Who: Iubenda, a Milan-based privacy compliance software company founded in 2011, now part of team.blue and trusted by more than 150,000 businesses across 27 languages. The guide draws on perspectives from Iubenda's own legal and marketing teams, as well as marketing professionals at Cremanski and Company, team.blue, and Accessiway.

What: A practical guide examining how Europe's cookie consent rules are changing, covering the technical structure of the current consent system, the Digital Omnibus proposal published by the European Commission in November 2025, and four marketing strategies - compliance as trust infrastructure, privacy-aware measurement, first-party data development, and consent rate optimization - that affect marketing performance regardless of how the legislative timeline unfolds.

When: The guide was published in May 2026. The Digital Omnibus proposal it analyzes was published by the European Commission on November 19, 2025. The current GDPR and ePrivacy Directive remain in force.

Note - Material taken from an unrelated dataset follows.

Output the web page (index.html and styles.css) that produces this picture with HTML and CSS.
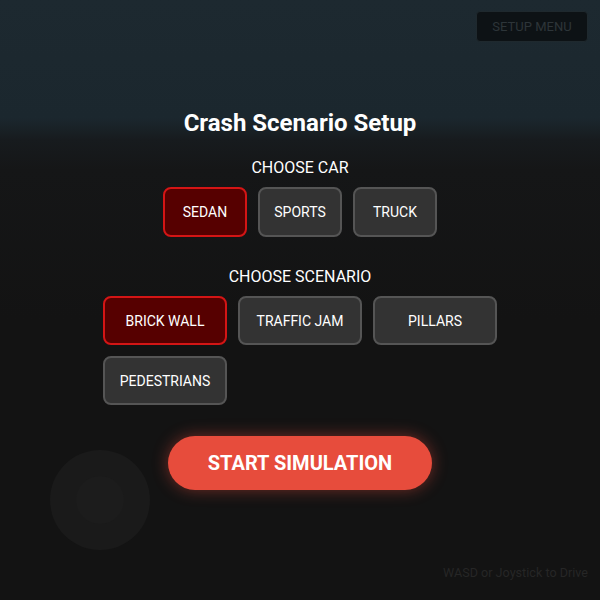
FILE: index.html
```html
<!DOCTYPE html>
<html lang="en">
<head>
<meta charset="utf-8">
<title>Crash Scenario Setup</title>
<link rel="stylesheet" href="styles.css">
</head>
<body>
<div class="scene">
  <button class="setup-menu">SETUP MENU</button>
  <div class="joystick"><div class="joystick-knob"></div></div>
  <div class="hint">WASD or Joystick to Drive</div>

  <main class="panel">
    <h1 class="title">Crash Scenario Setup</h1>
    <div class="label">CHOOSE CAR</div>
    <div class="options cars">
      <button class="opt car selected">SEDAN</button>
      <button class="opt car">SPORTS</button>
      <button class="opt car">TRUCK</button>
    </div>
    <div class="label label-scenario">CHOOSE SCENARIO</div>
    <div class="options scenarios">
      <button class="opt scen selected">BRICK WALL</button>
      <button class="opt scen">TRAFFIC JAM</button>
      <button class="opt scen">PILLARS</button>
      <button class="opt scen">PEDESTRIANS</button>
    </div>
    <button class="start">START SIMULATION</button>
  </main>
</div>
</body>
</html>
```

FILE: styles.css
```css
* { box-sizing: border-box; }
html, body {
  margin: 0;
  padding: 0;
  width: 600px;
  height: 600px;
  overflow: hidden;
}
body {
  font-family: Roboto, "Liberation Sans", Arial, sans-serif;
  background: #131313;
  color: #fff;
}
.scene {
  position: relative;
  width: 600px;
  height: 600px;
  background: linear-gradient(to bottom, #1d2930 0px, #1b272e 118px, #171b1e 140px, #151617 170px, #131313 320px, #131313 600px);
}
.setup-menu {
  position: absolute;
  top: 11px;
  right: 12px;
  width: 112px;
  height: 31px;
  background: #0d1215;
  border: 1px solid #1f292e;
  border-radius: 4px;
  color: #2d3539;
  font-family: Roboto, "Liberation Sans", sans-serif;
  font-size: 13px;
  padding: 0;
  letter-spacing: 0;
}
.joystick {
  position: absolute;
  left: 50px;
  top: 450px;
  width: 100px;
  height: 100px;
  border-radius: 50%;
  background: #1a1a1a;
  display: flex;
  align-items: center;
  justify-content: center;
}
.joystick-knob {
  width: 48px;
  height: 48px;
  border-radius: 50%;
  background: #1c1c1c;
}
.hint {
  position: absolute;
  right: 12px;
  top: 565px;
  font-size: 12.6px;
  line-height: 16px;
  color: #262626;
}
.panel {
  display: flex;
  flex-direction: column;
  align-items: center;
  padding-top: 109px;
}
.title {
  margin: 0;
  font-size: 24px;
  line-height: 28px;
  font-weight: 700;
  color: #fff;
}
.label {
  margin-top: 21px;
  font-size: 16px;
  line-height: 19px;
  color: #fff;
}
.label-scenario {
  margin-top: 30px;
}
.options {
  display: flex;
  flex-wrap: wrap;
  gap: 11px;
  margin-top: 10px;
}
.cars { width: 274px; }
.scenarios { width: 394px; margin-top: 10px; }
.opt {
  height: 50px;
  border: 2px solid #555;
  background: #333;
  border-radius: 8px;
  color: #fff;
  font-family: Roboto, "Liberation Sans", sans-serif;
  font-size: 14px;
  padding: 0;
}
.opt.car { width: 84px; }
.opt.scen { width: 124px; height: 49px; }
.opt.selected {
  background: #560000;
  border-color: #d41515;
}
.start {
  margin-top: 31px;
  width: 264px;
  height: 54px;
  border: none;
  border-radius: 27px;
  background: #e74c3c;
  color: #fff;
  font-family: Roboto, "Liberation Sans", sans-serif;
  font-size: 20px;
  font-weight: 700;
  box-shadow: 0 0 16px rgba(231, 76, 60, 0.45);
  padding: 0;
}
```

The Digital Omnibus, if adopted, would phase in over up to 48 months, with key provisions entering force between six months and four years after publication.

Where: The regulatory changes apply across the European Union and European Economic Area, with direct consequences for any business operating websites or apps targeting EU-based users. Enforcement actions are proceeding in France, Germany, Austria, the Netherlands, and other member states concurrently with the legislative process.

Why: Cookie consent decisions directly affect marketing data quality, attribution accuracy, and campaign optimization efficiency. The Digital Omnibus proposal signals that the mechanism through which consent is collected and communicated will change - moving toward browser- and device-level preference signals - while the underlying requirement for opt-in consent to advertising, profiling, and cross-site tracking remains intact. Marketing teams that understand the technical infrastructure - CMPs, Consent Mode, TCF integration, server-side tracking, first-party data architecture - are better positioned to maintain measurement continuity as enforcement tightens and the legislative framework evolves.